Ungarische Zeitung schaut genau hin
Es ist beunruhigend, wie stark die Roma, die zu Hunderttausenden dem nationalsozialistischen Völkermord zum Opfer fielen, heute wieder sozial, wirtschaftlich und politisch an den Rand gedrängt, diffamiert und diskriminiert werden. Deshalb ist es besonders verdienstvoll, dass die deutschsprachige ungarische Zeitung «Pester Lloyd» den Länderbericht 2011 von Amnesty International (AI) auf die Lage der Roma hin durchforstet hat. Was da für die EU-Länder Ungarn, Rumänien und die Slowakei zusammengetragen worden ist, lässt aufhorchen (siehe Link unten).
Mauern mitten durch Kindergärten
Besonders schlimm ist gemäss AI-Bericht die Lage der Roma in der Slowakei.

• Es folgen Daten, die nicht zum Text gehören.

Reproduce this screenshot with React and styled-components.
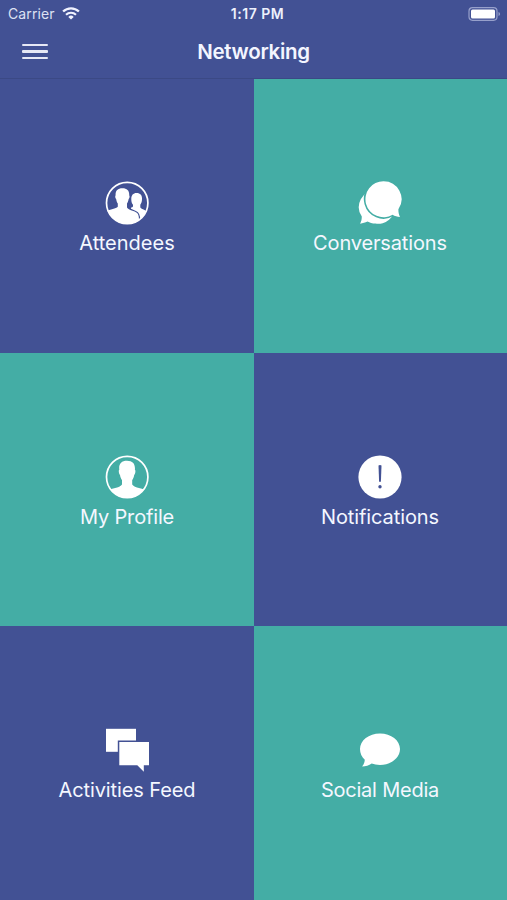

Diskriminierungen und Menschenrechtsverletzungen sind an der Tagesordnung: Von Zwangssterilisationen an Roma-Frauen ist die Rede, von Mauerbauten mitten durch Kindergärten, um Roma und Mehrheitsbevölkerung zu trennen, von automatischer Zuweisung von Romakindern an Sonderschulen ohne individuelle Prüfung, von Umsiedlungen, Siedlungsabrissen, Verweigerung von Gesundheitsversorgung und Sozialhilfe. Zwangsumsiedlungen gibt es auch in Rumänien. In einer Ortschaft ist zudem eine Mauer um eine Roma-Siedlung errichtet worden.

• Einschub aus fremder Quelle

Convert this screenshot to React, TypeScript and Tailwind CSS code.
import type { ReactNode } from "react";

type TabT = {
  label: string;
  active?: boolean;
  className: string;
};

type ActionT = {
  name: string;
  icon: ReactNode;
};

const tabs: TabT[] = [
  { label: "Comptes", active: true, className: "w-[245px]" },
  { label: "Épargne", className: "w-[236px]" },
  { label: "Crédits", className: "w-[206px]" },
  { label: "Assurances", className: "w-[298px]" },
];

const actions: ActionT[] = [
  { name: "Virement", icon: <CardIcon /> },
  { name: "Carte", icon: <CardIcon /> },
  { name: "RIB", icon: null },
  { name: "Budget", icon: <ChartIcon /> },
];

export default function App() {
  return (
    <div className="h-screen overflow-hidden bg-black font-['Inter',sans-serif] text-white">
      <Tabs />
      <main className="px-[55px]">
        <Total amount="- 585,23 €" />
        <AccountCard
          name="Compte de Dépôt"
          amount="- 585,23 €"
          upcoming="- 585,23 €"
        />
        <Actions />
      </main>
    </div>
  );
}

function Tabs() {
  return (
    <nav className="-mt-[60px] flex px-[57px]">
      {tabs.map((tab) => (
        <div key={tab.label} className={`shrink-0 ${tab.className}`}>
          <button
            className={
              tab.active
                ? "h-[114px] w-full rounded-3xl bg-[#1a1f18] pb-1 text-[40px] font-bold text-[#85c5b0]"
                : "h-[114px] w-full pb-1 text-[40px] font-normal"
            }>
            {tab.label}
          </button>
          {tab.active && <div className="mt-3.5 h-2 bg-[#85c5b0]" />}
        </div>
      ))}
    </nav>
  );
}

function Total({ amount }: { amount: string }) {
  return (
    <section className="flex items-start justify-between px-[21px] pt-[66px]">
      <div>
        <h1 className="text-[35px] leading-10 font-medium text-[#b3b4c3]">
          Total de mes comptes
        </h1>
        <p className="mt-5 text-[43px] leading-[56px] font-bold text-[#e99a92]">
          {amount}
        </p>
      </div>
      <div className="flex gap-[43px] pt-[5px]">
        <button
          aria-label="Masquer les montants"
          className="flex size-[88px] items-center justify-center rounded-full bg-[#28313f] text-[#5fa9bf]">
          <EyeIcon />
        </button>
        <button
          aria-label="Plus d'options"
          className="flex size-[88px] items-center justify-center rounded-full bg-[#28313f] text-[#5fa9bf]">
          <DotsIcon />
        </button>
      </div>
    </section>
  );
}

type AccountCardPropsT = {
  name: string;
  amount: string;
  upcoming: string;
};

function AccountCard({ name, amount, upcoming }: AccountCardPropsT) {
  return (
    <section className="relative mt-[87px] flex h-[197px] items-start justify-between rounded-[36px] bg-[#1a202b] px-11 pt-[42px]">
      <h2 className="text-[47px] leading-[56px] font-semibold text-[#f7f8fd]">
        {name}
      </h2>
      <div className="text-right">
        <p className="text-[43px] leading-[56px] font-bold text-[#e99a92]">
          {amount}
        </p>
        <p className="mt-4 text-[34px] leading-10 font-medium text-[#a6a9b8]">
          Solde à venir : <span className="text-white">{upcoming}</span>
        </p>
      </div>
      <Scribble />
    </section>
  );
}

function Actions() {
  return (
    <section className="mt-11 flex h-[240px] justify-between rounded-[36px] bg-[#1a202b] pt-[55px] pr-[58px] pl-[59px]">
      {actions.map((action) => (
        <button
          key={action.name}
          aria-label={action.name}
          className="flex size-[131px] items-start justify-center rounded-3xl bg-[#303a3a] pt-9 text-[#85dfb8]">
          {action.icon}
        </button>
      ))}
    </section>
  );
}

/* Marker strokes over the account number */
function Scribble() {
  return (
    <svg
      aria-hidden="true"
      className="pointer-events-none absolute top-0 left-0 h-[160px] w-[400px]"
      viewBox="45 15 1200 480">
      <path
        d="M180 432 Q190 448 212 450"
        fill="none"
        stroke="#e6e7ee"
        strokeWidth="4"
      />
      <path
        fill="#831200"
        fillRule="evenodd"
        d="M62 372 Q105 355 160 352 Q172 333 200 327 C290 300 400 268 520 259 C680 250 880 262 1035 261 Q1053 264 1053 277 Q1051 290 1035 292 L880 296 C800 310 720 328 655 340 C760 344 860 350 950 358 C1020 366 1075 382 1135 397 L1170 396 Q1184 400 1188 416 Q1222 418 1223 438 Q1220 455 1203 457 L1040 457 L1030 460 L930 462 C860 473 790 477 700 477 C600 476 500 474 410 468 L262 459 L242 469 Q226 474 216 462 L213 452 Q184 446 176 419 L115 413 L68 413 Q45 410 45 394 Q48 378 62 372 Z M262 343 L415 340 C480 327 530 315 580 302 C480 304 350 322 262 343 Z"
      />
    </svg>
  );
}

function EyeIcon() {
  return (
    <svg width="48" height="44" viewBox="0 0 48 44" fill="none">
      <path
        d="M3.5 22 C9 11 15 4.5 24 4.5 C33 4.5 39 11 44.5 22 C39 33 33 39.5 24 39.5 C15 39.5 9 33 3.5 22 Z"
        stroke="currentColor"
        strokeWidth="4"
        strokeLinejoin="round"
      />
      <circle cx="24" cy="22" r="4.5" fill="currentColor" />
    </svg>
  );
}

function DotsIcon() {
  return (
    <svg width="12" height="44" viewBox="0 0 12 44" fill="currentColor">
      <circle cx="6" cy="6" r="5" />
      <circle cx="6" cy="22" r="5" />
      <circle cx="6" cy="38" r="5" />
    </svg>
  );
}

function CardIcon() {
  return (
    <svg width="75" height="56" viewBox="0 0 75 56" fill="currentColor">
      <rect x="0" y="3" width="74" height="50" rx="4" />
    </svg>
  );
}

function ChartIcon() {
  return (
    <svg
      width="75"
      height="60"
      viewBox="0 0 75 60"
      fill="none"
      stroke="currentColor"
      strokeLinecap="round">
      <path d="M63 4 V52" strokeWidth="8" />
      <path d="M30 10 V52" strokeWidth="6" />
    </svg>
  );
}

Der «Pester Lloyd» kritisiert Amnesty International gar, dass die Lage der Roma in Ungarn noch zu rosig geschildert werde: «Nicht im AI-Bericht enthalten sind: der durch Fidesz-Gesetze gestützte Rassismus gegen Roma bei der Umsetzung der lokalen Beschäftigungsprogramme, die fortgesetzte Segregation im Schulbereich, der mangelnde Zugang zu Rechtsschutz und –beratung, die nicht vorhandene Vertretung in Exekutive und Legislative». Als besonders deprimierend empfindet es die Zeitung, dass von der 2011 angekündigten Roma-Strategie der Europäischen Union so gut wie nichts zu spüren sei.